Поэтому все, что только ни предпринимала миссис Россемейр-Браун, она выполняла без помощи своего супруга. Каждую среду, например, в ее доме происходили заседания кружка по изучению Данте; члены кружка намечали четыре строки текста, обдумывали их и за ленчем подвергали обсуждению. Миссис Россемейр-Браун выносила одна на своих плечах все бремя этих занятий. И всякий, кому приходилось анализировать четыре строки Данте за ленчем, орошаемым мозельским вином, легко может себе представить всю тяжесть этой задачи.

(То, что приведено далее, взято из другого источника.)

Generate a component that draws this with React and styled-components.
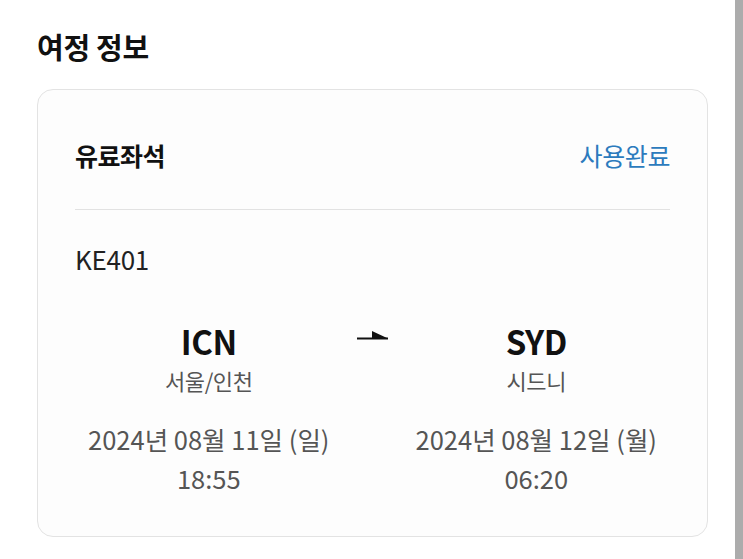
import React from "react";
import styled, { createGlobalStyle } from "styled-components";

const GlobalStyle = createGlobalStyle`
  body {
    margin: 0;
    background: #ffffff;
    font-family: "Noto Sans CJK KR", "Noto Sans", sans-serif;
  }
`;

const Screen = styled.div`
  display: flex;
  min-height: 100vh;
`;

const Main = styled.div`
  flex: 1;
  padding: 27px 27px 0 37px;
`;

const ScrollTrack = styled.div`
  width: 8px;
  background: #acacac;
`;

const PageTitle = styled.h1`
  margin: 0;
  font-size: 29px;
  line-height: 38px;
  font-weight: 700;
  color: #111;
  letter-spacing: -0.3px;
`;

const Card = styled.section`
  margin-top: 24px;
  border: 1.5px solid #e3e3e3;
  border-radius: 16px;
  background: #fdfdfd;
  padding: 0 37px 41px;
`;

const CardHeader = styled.div`
  display: flex;
  justify-content: space-between;
  align-items: center;
  padding: 49px 0 38px;
  border-bottom: 1.5px solid #e2e2e2;
`;

const SeatType = styled.span`
  font-size: 25px;
  line-height: 32px;
  font-weight: 700;
  color: #111;
  letter-spacing: -0.5px;
`;

const Status = styled.span`
  font-size: 25px;
  line-height: 32px;
  color: #2c7bbd;
  letter-spacing: -0.4px;
`;

const FlightNo = styled.div`
  margin-top: 31px;
  font-size: 26px;
  line-height: 36px;
  color: #222;
  letter-spacing: -0.3px;
`;

const Route = styled.div`
  display: grid;
  grid-template-columns: 1fr 60px 1fr;
  margin-top: 44px;
`;

const Stop = styled.div`
  display: flex;
  flex-direction: column;
  align-items: center;
  text-align: center;
`;

const Code = styled.div`
  font-size: 33px;
  line-height: 40px;
  font-weight: 700;
  color: #111;
  letter-spacing: -0.5px;
`;

const City = styled.div`
  margin-top: 5px;
  font-size: 22px;
  line-height: 28px;
  color: #555;
  letter-spacing: -0.4px;
`;

const DateText = styled.div`
  margin-top: ${(p) => p.gap}px;
  font-size: 25.5px;
  line-height: 34px;
  color: #555;
  letter-spacing: 0;
`;

const ArrowCell = styled.div`
  display: flex;
  justify-content: center;
  padding-top: 8px;
`;

const Arrow = () => (
  <svg width="31" height="12" viewBox="0 0 31 12">
    <line x1="0" y1="9.5" x2="31" y2="9.5" stroke="#111" strokeWidth="2" />
    <polygon points="15,2 31,9.5 15,9.5" fill="#111" />
  </svg>
);

const stops = [
  { code: "ICN", city: "서울/인천", date: "2024년 08월 11일 (일)", time: "18:55" },
  { code: "SYD", city: "시드니", date: "2024년 08월 12일 (월)", time: "06:20" },
];

const StopBlock = ({ stop }) => (
  <Stop>
    <Code>{stop.code}</Code>
    <City>{stop.city}</City>
    <DateText gap={28}>{stop.date}</DateText>
    <DateText gap={5}>{stop.time}</DateText>
  </Stop>
);

export default function App() {
  return (
    <Screen>
      <GlobalStyle />
      <Main>
        <PageTitle>여정 정보</PageTitle>
        <Card>
          <CardHeader>
            <SeatType>유료좌석</SeatType>
            <Status>사용완료</Status>
          </CardHeader>
          <FlightNo>KE401</FlightNo>
          <Route>
            <StopBlock stop={stops[0]} />
            <ArrowCell>
              <Arrow />
            </ArrowCell>
            <StopBlock stop={stops[1]} />
          </Route>
        </Card>
      </Main>
      <ScrollTrack />
    </Screen>
  );
}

Во всем этом ее супруг был бесполезен, совершенно бесполезен. Конечно, никто не должен стыдиться своего мужа, и надо отдать справедливость миссис Россемейр-Браун — она всегда уверяла триста своих близких друзей, что не стыдится своего супруга. Но, разумеется, не легко бывает на душе, когда за собственным столом приходится сравнивать мужа с другими, высшими существами. Попробуйте поставить мистера Россемейр-Брауна рядом хотя бы с мистером Снупом, сексуальным поэтом. Что он перед ним? Ноль. Он даже понять не может его рассуждений. И когда мистер Снуп у камина, с чашкой чаю в руке, дискутирует о том, доминировал ли сексуальный вопрос в творчестве Ботичелли[9], мистер Россемейр-Браун в своем плохо сшитом костюме прячется где-то в уголке и его жена страдальческим ухом улавливает отдельные фразы из его беседы, вроде: «Когда я начал заниматься продажей угля и дров», или: «Уголь горит быстрее, чем дерево», или, шепотом: «Если вы хотите выпить, пока он читает»… И это как раз в то время, когда весь зал внимательно слушает мистера Снупа.
Но это еще не все горе, которое причинял супруге мистер Россемейр-Браун. Была у него еще одна слабая сторона, может быть гораздо более реальная; о ней миссис Россемейр-Браун никогда не рассказывала даже своей закадычной подруге, мисс Снэп, не говоря уж об остальных,
Но мисс Снэп и все прочие друзья миссис Россемейр-Браун постоянно шептались об этом между собой.
Говоря коротко, мистер Россемейр-Браун пил.
Это вовсе не значит, что он был пьяницей, или много пил, или еще что-нибудь в этом роде. Нет, он просто выпивал. Вот и всё.